◆ ITEMS
======
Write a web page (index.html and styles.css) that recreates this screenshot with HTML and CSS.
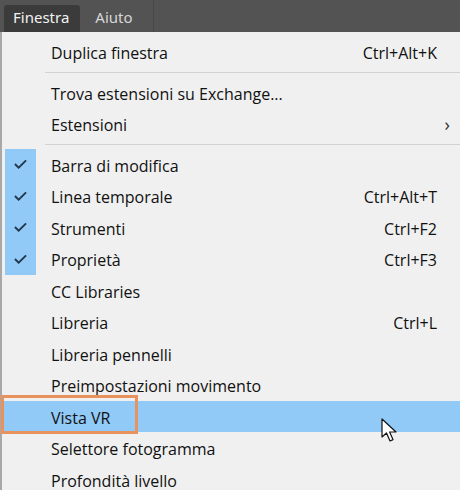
======
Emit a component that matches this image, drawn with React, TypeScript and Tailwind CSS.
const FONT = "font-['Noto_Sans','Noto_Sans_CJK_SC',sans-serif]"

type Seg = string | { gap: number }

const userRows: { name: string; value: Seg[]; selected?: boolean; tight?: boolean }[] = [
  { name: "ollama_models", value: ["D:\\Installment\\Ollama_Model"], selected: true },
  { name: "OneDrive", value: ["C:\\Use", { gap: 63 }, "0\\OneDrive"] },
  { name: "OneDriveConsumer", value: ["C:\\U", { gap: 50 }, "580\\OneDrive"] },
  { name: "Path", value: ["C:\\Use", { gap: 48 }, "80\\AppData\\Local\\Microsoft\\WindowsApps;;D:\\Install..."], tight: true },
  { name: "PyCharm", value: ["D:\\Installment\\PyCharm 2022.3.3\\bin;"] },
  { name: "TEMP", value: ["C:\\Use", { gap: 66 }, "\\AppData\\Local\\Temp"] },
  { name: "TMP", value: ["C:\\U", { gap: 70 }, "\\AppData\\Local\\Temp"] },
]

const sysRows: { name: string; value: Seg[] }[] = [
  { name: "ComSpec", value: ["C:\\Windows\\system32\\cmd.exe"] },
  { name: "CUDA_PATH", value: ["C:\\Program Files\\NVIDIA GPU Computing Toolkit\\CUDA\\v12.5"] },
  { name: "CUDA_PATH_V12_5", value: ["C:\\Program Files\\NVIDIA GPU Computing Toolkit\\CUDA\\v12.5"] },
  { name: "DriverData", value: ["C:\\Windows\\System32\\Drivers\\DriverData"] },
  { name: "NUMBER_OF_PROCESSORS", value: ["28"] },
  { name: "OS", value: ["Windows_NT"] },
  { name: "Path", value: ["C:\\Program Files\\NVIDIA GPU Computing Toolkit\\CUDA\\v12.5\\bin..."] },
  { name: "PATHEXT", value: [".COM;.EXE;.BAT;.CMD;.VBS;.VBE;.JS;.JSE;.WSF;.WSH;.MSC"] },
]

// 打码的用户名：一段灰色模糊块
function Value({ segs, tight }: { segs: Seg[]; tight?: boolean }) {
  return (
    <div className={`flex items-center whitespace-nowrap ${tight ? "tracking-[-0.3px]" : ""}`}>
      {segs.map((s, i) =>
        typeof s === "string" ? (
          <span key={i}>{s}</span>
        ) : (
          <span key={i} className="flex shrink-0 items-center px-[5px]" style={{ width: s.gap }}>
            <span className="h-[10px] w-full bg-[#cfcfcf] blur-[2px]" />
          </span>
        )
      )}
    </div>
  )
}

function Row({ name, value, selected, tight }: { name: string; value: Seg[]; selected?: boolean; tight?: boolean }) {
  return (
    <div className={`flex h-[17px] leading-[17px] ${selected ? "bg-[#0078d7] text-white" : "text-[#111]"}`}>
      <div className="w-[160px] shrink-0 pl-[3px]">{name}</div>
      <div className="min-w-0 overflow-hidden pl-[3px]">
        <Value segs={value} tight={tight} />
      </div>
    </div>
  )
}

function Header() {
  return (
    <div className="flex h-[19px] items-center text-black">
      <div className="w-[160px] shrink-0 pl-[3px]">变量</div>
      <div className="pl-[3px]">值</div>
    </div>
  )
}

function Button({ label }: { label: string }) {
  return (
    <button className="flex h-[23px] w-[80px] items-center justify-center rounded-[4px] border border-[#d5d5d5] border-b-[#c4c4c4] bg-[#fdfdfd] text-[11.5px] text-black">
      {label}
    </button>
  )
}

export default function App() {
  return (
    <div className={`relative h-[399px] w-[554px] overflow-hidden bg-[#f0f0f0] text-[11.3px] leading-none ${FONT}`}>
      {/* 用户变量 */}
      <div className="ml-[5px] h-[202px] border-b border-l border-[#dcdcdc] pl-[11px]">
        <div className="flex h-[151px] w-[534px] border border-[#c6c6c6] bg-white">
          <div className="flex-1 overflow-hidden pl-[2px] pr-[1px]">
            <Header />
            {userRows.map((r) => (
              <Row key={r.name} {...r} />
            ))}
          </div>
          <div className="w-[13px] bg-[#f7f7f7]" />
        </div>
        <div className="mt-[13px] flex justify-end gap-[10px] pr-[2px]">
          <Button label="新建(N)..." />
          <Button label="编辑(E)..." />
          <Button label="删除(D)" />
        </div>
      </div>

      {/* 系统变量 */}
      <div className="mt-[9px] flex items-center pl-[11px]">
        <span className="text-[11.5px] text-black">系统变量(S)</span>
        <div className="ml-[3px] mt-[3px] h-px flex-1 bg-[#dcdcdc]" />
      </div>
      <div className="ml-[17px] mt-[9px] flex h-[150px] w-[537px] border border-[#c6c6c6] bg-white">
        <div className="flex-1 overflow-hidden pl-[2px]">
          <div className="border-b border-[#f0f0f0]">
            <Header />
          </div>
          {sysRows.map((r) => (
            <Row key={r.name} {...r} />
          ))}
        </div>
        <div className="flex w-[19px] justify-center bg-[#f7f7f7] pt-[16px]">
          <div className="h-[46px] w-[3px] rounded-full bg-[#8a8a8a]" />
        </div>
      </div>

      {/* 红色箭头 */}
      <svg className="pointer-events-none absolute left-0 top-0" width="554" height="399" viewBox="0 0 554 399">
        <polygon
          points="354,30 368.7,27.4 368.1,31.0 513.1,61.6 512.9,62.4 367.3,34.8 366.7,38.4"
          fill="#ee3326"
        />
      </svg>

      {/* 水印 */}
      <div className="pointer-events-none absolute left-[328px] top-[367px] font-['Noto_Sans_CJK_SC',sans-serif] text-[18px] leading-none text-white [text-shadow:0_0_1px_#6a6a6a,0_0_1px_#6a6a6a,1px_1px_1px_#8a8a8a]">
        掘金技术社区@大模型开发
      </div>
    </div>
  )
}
======
◆ REQUIRED WORK
Give again the lines from the one with "Emit a component" to the one with "type Seg = string", both lines included, exactly and with no other line.

◆ ANSWER FOR THE TASK
Emit a component that matches this image, drawn with React, TypeScript and Tailwind CSS.
const FONT = "font-['Noto_Sans','Noto_Sans_CJK_SC',sans-serif]"

type Seg = string | { gap: number }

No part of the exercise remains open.